Q2. What happens to my investments if my status changes from Resident Indian to NRI?

A: When your residential status changes from Resident to NRI, you are legally required to inform all relevant financial institutions, including the AMCs of your mutual funds and your bank. You must submit a request to update your status in your investment folios. Your resident bank account linked to your investments will need to be re-designated as an NRO account, and you will have to update your KYC with your new NRI status and overseas address.

Q3. Do I need to file an Income Tax Return (ITR) in India if TDS is already deducted?

A: It is highly advisable to file an ITR in India. The TDS is often deducted at the highest possible rate. By filing an ITR, you can claim the benefit of the basic exemption limit, lower tax slabs, and deductions. This could result in a tax refund if the TDS deducted was higher than your actual tax liability. Furthermore, filing an ITR is necessary to claim benefits under the DTAA and serves as a clean record of your financial compliance.

Q4. Can I invest in mutual funds directly using foreign currency?

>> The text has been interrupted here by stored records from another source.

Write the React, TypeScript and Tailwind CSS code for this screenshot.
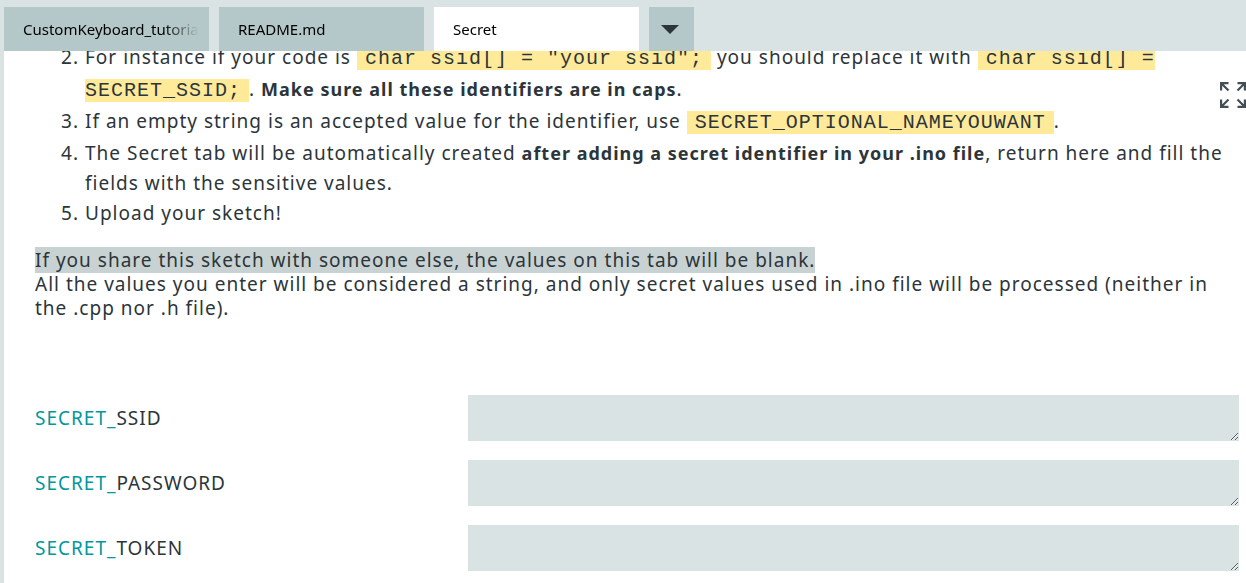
import type { ReactNode } from "react";

type Tab = { name: string; active?: boolean };

const tabs: Tab[] = [
  { name: "CustomKeyboard_tutorial.ino" },
  { name: "README.md" },
  { name: "Secret", active: true },
];

const secrets = ["SSID", "PASSWORD", "TOKEN"];

function Code({ children }: { children: ReactNode }) {
  return (
    <code className="bg-[#ffea9a] px-2 font-['Liberation_Mono',monospace] text-xl/[30px]">
      {children}
    </code>
  );
}

function Strong({ children }: { children: ReactNode }) {
  return <strong className="text-lg/[30px] font-bold">{children}</strong>;
}

function TabBar() {
  return (
    <header className="relative z-10 flex gap-2.5 bg-[#dae3e3] pt-[7px] pl-1 text-[15px] text-black">
      <div role="tablist" className="flex gap-2.5">
        {tabs.map((tab) => (
          <button
            key={tab.name}
            type="button"
            role="tab"
            aria-selected={!!tab.active}
            className={`flex h-11 w-[205px] items-center pr-2.5 pl-[19px] text-left ${
              tab.active ? "bg-white" : "bg-[#b5c8c9]"
            }`}
          >
            <span className="w-full overflow-hidden whitespace-nowrap mask-r-from-80% mask-r-to-100%">
              {tab.name}
            </span>
          </button>
        ))}
      </div>
      <button
        type="button"
        aria-label="Tab menu"
        className="flex h-11 w-[45px] items-center justify-center bg-[#b5c8c9] pr-1"
      >
        <svg width="18" height="9" viewBox="0 0 18 9" className="fill-[#2c353a]">
          <path d="M0 0h18L9 9z" />
        </svg>
      </button>
    </header>
  );
}

function SecretField({ name }: { name: string }) {
  const id = `secret-${name.toLowerCase()}`;
  return (
    <div className="flex items-center">
      <label htmlFor={id} className="w-[36%] shrink-0">
        <span className="text-[#00979d]">SECRET_</span>
        {name}
      </label>
      <textarea
        id={id}
        rows={1}
        className="block h-[46px] min-w-0 flex-1 resize bg-[#dae3e3] p-2 outline-none"
      />
    </div>
  );
}

export default function App() {
  return (
    <div className="flex h-screen flex-col overflow-hidden bg-[#dae3e3] font-['Noto_Sans',sans-serif] text-[19px]/6 text-[#2c353a]">
      <TabBar />
      <main className="relative ml-1 min-h-0 flex-1 overflow-hidden bg-white pr-[7px] pl-[31px] tracking-[1px]">
        <ol start={2} className="-mt-[9px] list-decimal pl-[50px] leading-[30px]">
          <li>
            For instance if your code is <Code>char ssid[] = "your ssid";</Code> you should replace
            it with <Code>char ssid[] = SECRET_SSID;</Code>.{" "}
            <Strong>Make sure all these identifiers are in caps</Strong>.
          </li>
          <li>
            If an empty string is an accepted value for the identifier, use{" "}
            <Code>SECRET_OPTIONAL_NAMEYOUWANT</Code>.
          </li>
          <li>
            The Secret tab will be automatically created{" "}
            <Strong>after adding a secret identifier in your .ino file</Strong>, return here and
            fill the fields with the sensitive values.
          </li>
          <li>Upload your sketch!</li>
        </ol>
        <p className="mt-5">
          <mark className="bg-[#c9d2d2] text-inherit">
            If you share this sketch with someone else, the values on this tab will be blank.
          </mark>
          <br />
          All the values you enter will be considered a string, and only secret values used in .ino
          file will be processed (neither in the .cpp nor .h file).
        </p>
        <form className="mt-[75px] flex flex-col gap-[19px]">
          {secrets.map((name) => (
            <SecretField key={name} name={name} />
          ))}
        </form>
        <button type="button" aria-label="Full screen" className="absolute top-[31px] right-0">
          <svg
            width="26"
            height="26"
            viewBox="0 0 26 26"
            fill="none"
            stroke="#434f54"
            strokeWidth="2.2"
          >
            <path d="M1.1 8.5V1.1H8.5M1.5 1.5l7 7M17.5 1.1h7.4V8.5M24.5 1.5l-7 7M1.1 17.5v7.4H8.5M1.5 24.5l7-7M17.5 24.9h7.4V17.5M24.5 24.5l-7-7" />
          </svg>
        </button>
      </main>
    </div>
  );
}
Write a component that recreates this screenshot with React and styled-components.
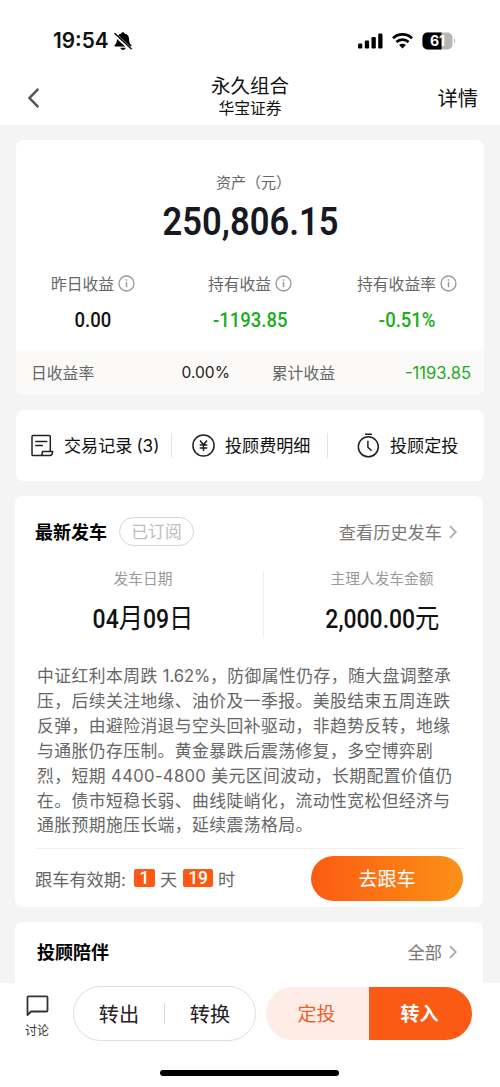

A: No, you cannot. All investments in Indian mutual funds must be made in Indian Rupees (INR). You must first remit your foreign currency (e.g., USD, EUR, AED) to your NRE bank account in India. The bank will then convert these funds into INR. You can then use the INR balance in your NRE account to invest in mutual funds.

Q5. Why do some fund houses reject applications from NRIs in the USA and Canada?

A: This is primarily due to the stringent compliance and reporting requirements of the Foreign Account Tax Compliance Act (FATCA) for the USA and similar CRS regulations. These laws require foreign financial institutions (including Indian AMCs) to report the financial account details of US or Canadian residents to their respective tax authorities. Many Indian fund houses find the administrative and compliance burden too high and costly, and therefore choose not to accept investments from residents of these countries to avoid the complexity.